Please set down all the lines beneath this one exactly, without the pictures.

^^^^^^^^^^^^^^^^

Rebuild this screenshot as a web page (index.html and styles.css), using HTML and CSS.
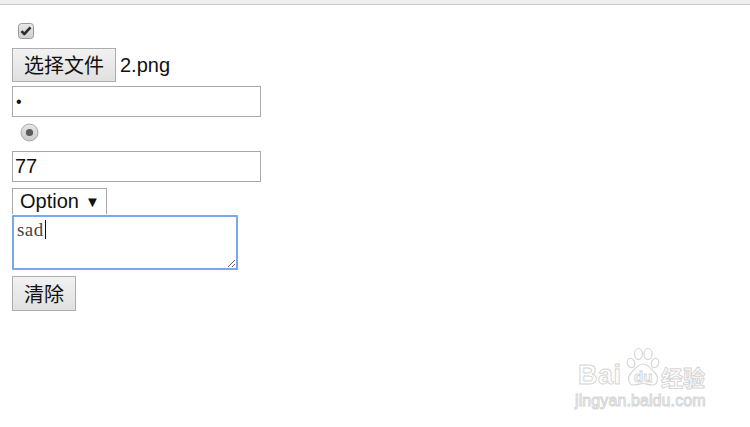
FILE: index.html
```html
<!DOCTYPE html>
<html>
<head>
<meta charset="utf-8">
<link rel="stylesheet" href="styles.css">
</head>
<body>
<div class="chrome"></div>
<form class="form">
  <span class="check">
    <svg width="16" height="16" viewBox="0 0 16 16"><defs><linearGradient id="g1" x1="0" y1="0" x2="0" y2="1"><stop offset="0" stop-color="#e8e8e8"/><stop offset="1" stop-color="#cfcfcf"/></linearGradient></defs><rect x="0.5" y="0.5" width="15" height="15" rx="3" fill="url(#g1)" stroke="#9a9a9a"/><path d="M3.5 8.2 L6.3 11 L12.5 4.3" fill="none" stroke="#2e2e2e" stroke-width="2.6" stroke-linejoin="round"/></svg>
  </span>
  <div class="filerow">
    <button type="button" class="btn">选择文件</button>
    <span class="fname">2.png</span>
  </div>
  <input class="field pw" type="password" value="a">
  <span class="radio">
    <svg width="19" height="19" viewBox="0 0 19 19"><defs><linearGradient id="g2" x1="0" y1="0" x2="0" y2="1"><stop offset="0" stop-color="#e6e6e6"/><stop offset="1" stop-color="#cbcbcb"/></linearGradient></defs><circle cx="9.5" cy="9.5" r="8.5" fill="url(#g2)" stroke="#a8a8a8"/><circle cx="9.5" cy="9.5" r="3.6" fill="#5a5a5a"/></svg>
  </span>
  <input class="field num" type="text" value="77">
  <div class="select"><span>Option</span><span class="arrow">▼</span></div>
  <div class="tawrap">
    <textarea class="ta">sad</textarea>
    <span class="caret"></span>
  </div>
  <button type="button" class="btn clear">清除</button>
</form>
<div class="wm">
  <span class="bai">Bai</span>
  <svg class="paw" width="34" height="40" viewBox="0 0 34 40" fill="#fff" stroke="#d6d6d6" stroke-width="1.2">
    <ellipse cx="5" cy="16" rx="3.6" ry="4.8" transform="rotate(-20 5 16)"/>
    <ellipse cx="12.5" cy="7" rx="4" ry="5.5"/>
    <ellipse cx="22" cy="7" rx="4" ry="5.5"/>
    <ellipse cx="29" cy="16" rx="3.6" ry="4.8" transform="rotate(20 29 16)"/>
    <path d="M17 17 C22 17 25 22 29 26 C33 30 32 38 26 38 C22 38 20 36.5 17 36.5 C14 36.5 12 38 8 38 C2 38 1 30 5 26 C9 22 12 17 17 17 Z"/>
  </svg>
  <span class="du">du</span>
  <span class="jy">经验</span>
  <span class="url">jingyan.baidu.com</span>
</div>
</body>
</html>
```
FILE: styles.css
```css
html, body { margin: 0; padding: 0; background: #fff; }
body { width: 750px; height: 427px; overflow: hidden; position: relative; font-family: "Liberation Sans", Arial, "Noto Sans CJK SC", sans-serif; }
.chrome { height: 4px; background: #f0f0f0; border-bottom: 1px solid #c6c6c6; }
.form { display: flex; flex-direction: column; align-items: flex-start; padding-left: 12px; }
.check { display: block; margin: 18px 0 0 6px; height: 16px; }
.check svg, .radio svg { display: block; }
.filerow { display: flex; align-items: center; margin-top: 9px; }
.btn { box-sizing: border-box; height: 34px; padding: 0; border: 1px solid #adadad; background: linear-gradient(#f2f2f2, #e0e0e0); font-family: "Noto Sans CJK SC", sans-serif; font-size: 20px; color: #111; line-height: 1; border-radius: 0; }
.filerow .btn { width: 104px; }
.fname { margin-left: 4px; font-size: 20px; color: #111; }
.field { box-sizing: border-box; width: 249px; height: 31px; border: 1px solid #a9a9a9; margin: 0; padding: 0 3px; background: #fff; color: #111; font-family: "Liberation Sans", Arial, sans-serif; outline: none; }
.pw { margin-top: 4px; font-size: 16px; }
.radio { display: block; margin: 6px 0 0 8px; height: 19px; }
.num { margin-top: 9px; font-size: 20px; padding-left: 2px; }
.select { box-sizing: border-box; margin-top: 6px; width: 95px; height: 26px; border: 1px solid #a9a9a9; border-bottom: none; display: flex; align-items: center; padding-left: 7px; font-size: 20px; color: #111; gap: 6px; }
.select .arrow { font-size: 15px; }
.tawrap { position: relative; margin-top: 1px; }
.ta { display: block; box-sizing: border-box; width: 226px; height: 55px; margin: 0; border: 2px solid #78a6f0; border-radius: 1px; padding: 2px 3px; font-family: "Liberation Serif", "DejaVu Serif", serif; font-size: 19px; line-height: 22px; color: #444; letter-spacing: 0.4px; outline: none; resize: both; background: #fff; }
.caret { position: absolute; left: 33px; top: 5px; width: 1px; height: 19px; background: #111; }
.clear { margin-top: 6px; width: 64px; height: 35px; }
.wm { position: absolute; left: 0; top: 0; width: 750px; height: 427px; pointer-events: none; color: #fff; -webkit-text-stroke: 1px #d6d6d6; font-family: "Liberation Sans", Arial, "Noto Sans CJK SC", sans-serif; }
.wm > * { position: absolute; }
.bai { left: 578px; top: 360px; font-size: 27px; font-weight: bold; letter-spacing: 0.5px; line-height: 30px; }
.paw { left: 626px; top: 347px; }
.du { left: 634px; top: 368px; font-size: 15px; font-weight: bold; line-height: 18px; }
.jy { left: 661px; top: 363px; font-family: "Noto Sans CJK SC", sans-serif; font-size: 22px; font-weight: bold; line-height: 26px; }
.url { left: 575px; top: 391px; font-size: 16px; line-height: 20px; letter-spacing: 0.1px; }
```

^^^^^^^^^^^^^^^^

- _REPLY_:
Rebuild this screenshot as a web page (index.html and styles.css), using HTML and CSS.
FILE: index.html
```html
<!DOCTYPE html>
<html>
<head>
<meta charset="utf-8">
<link rel="stylesheet" href="styles.css">
</head>
<body>
<div class="chrome"></div>
<form class="form">
  <span class="check">
    <svg width="16" height="16" viewBox="0 0 16 16"><defs><linearGradient id="g1" x1="0" y1="0" x2="0" y2="1"><stop offset="0" stop-color="#e8e8e8"/><stop offset="1" stop-color="#cfcfcf"/></linearGradient></defs><rect x="0.5" y="0.5" width="15" height="15" rx="3" fill="url(#g1)" stroke="#9a9a9a"/><path d="M3.5 8.2 L6.3 11 L12.5 4.3" fill="none" stroke="#2e2e2e" stroke-width="2.6" stroke-linejoin="round"/></svg>
  </span>
  <div class="filerow">
    <button type="button" class="btn">选择文件</button>
    <span class="fname">2.png</span>
  </div>
  <input class="field pw" type="password" value="a">
  <span class="radio">
    <svg width="19" height="19" viewBox="0 0 19 19"><defs><linearGradient id="g2" x1="0" y1="0" x2="0" y2="1"><stop offset="0" stop-color="#e6e6e6"/><stop offset="1" stop-color="#cbcbcb"/></linearGradient></defs><circle cx="9.5" cy="9.5" r="8.5" fill="url(#g2)" stroke="#a8a8a8"/><circle cx="9.5" cy="9.5" r="3.6" fill="#5a5a5a"/></svg>
  </span>
  <input class="field num" type="text" value="77">
  <div class="select"><span>Option</span><span class="arrow">▼</span></div>
  <div class="tawrap">
    <textarea class="ta">sad</textarea>
    <span class="caret"></span>
  </div>
  <button type="button" class="btn clear">清除</button>
</form>
<div class="wm">
  <span class="bai">Bai</span>
  <svg class="paw" width="34" height="40" viewBox="0 0 34 40" fill="#fff" stroke="#d6d6d6" stroke-width="1.2">
    <ellipse cx="5" cy="16" rx="3.6" ry="4.8" transform="rotate(-20 5 16)"/>
    <ellipse cx="12.5" cy="7" rx="4" ry="5.5"/>
    <ellipse cx="22" cy="7" rx="4" ry="5.5"/>
    <ellipse cx="29" cy="16" rx="3.6" ry="4.8" transform="rotate(20 29 16)"/>
    <path d="M17 17 C22 17 25 22 29 26 C33 30 32 38 26 38 C22 38 20 36.5 17 36.5 C14 36.5 12 38 8 38 C2 38 1 30 5 26 C9 22 12 17 17 17 Z"/>
  </svg>
  <span class="du">du</span>
  <span class="jy">经验</span>
  <span class="url">jingyan.baidu.com</span>
</div>
</body>
</html>
```
FILE: styles.css
```css
html, body { margin: 0; padding: 0; background: #fff; }
body { width: 750px; height: 427px; overflow: hidden; position: relative; font-family: "Liberation Sans", Arial, "Noto Sans CJK SC", sans-serif; }
.chrome { height: 4px; background: #f0f0f0; border-bottom: 1px solid #c6c6c6; }
.form { display: flex; flex-direction: column; align-items: flex-start; padding-left: 12px; }
.check { display: block; margin: 18px 0 0 6px; height: 16px; }
.check svg, .radio svg { display: block; }
.filerow { display: flex; align-items: center; margin-top: 9px; }
.btn { box-sizing: border-box; height: 34px; padding: 0; border: 1px solid #adadad; background: linear-gradient(#f2f2f2, #e0e0e0); font-family: "Noto Sans CJK SC", sans-serif; font-size: 20px; color: #111; line-height: 1; border-radius: 0; }
.filerow .btn { width: 104px; }
.fname { margin-left: 4px; font-size: 20px; color: #111; }
.field { box-sizing: border-box; width: 249px; height: 31px; border: 1px solid #a9a9a9; margin: 0; padding: 0 3px; background: #fff; color: #111; font-family: "Liberation Sans", Arial, sans-serif; outline: none; }
.pw { margin-top: 4px; font-size: 16px; }
.radio { display: block; margin: 6px 0 0 8px; height: 19px; }
.num { margin-top: 9px; font-size: 20px; padding-left: 2px; }
.select { box-sizing: border-box; margin-top: 6px; width: 95px; height: 26px; border: 1px solid #a9a9a9; border-bottom: none; display: flex; align-items: center; padding-left: 7px; font-size: 20px; color: #111; gap: 6px; }
.select .arrow { font-size: 15px; }
.tawrap { position: relative; margin-top: 1px; }
.ta { display: block; box-sizing: border-box; width: 226px; height: 55px; margin: 0; border: 2px solid #78a6f0; border-radius: 1px; padding: 2px 3px; font-family: "Liberation Serif", "DejaVu Serif", serif; font-size: 19px; line-height: 22px; color: #444; letter-spacing: 0.4px; outline: none; resize: both; background: #fff; }
.caret { position: absolute; left: 33px; top: 5px; width: 1px; height: 19px; background: #111; }
.clear { margin-top: 6px; width: 64px; height: 35px; }
.wm { position: absolute; left: 0; top: 0; width: 750px; height: 427px; pointer-events: none; color: #fff; -webkit-text-stroke: 1px #d6d6d6; font-family: "Liberation Sans", Arial, "Noto Sans CJK SC", sans-serif; }
.wm > * { position: absolute; }
.bai { left: 578px; top: 360px; font-size: 27px; font-weight: bold; letter-spacing: 0.5px; line-height: 30px; }
.paw { left: 626px; top: 347px; }
.du { left: 634px; top: 368px; font-size: 15px; font-weight: bold; line-height: 18px; }
.jy { left: 661px; top: 363px; font-family: "Noto Sans CJK SC", sans-serif; font-size: 22px; font-weight: bold; line-height: 26px; }
.url { left: 575px; top: 391px; font-size: 16px; line-height: 20px; letter-spacing: 0.1px; }
```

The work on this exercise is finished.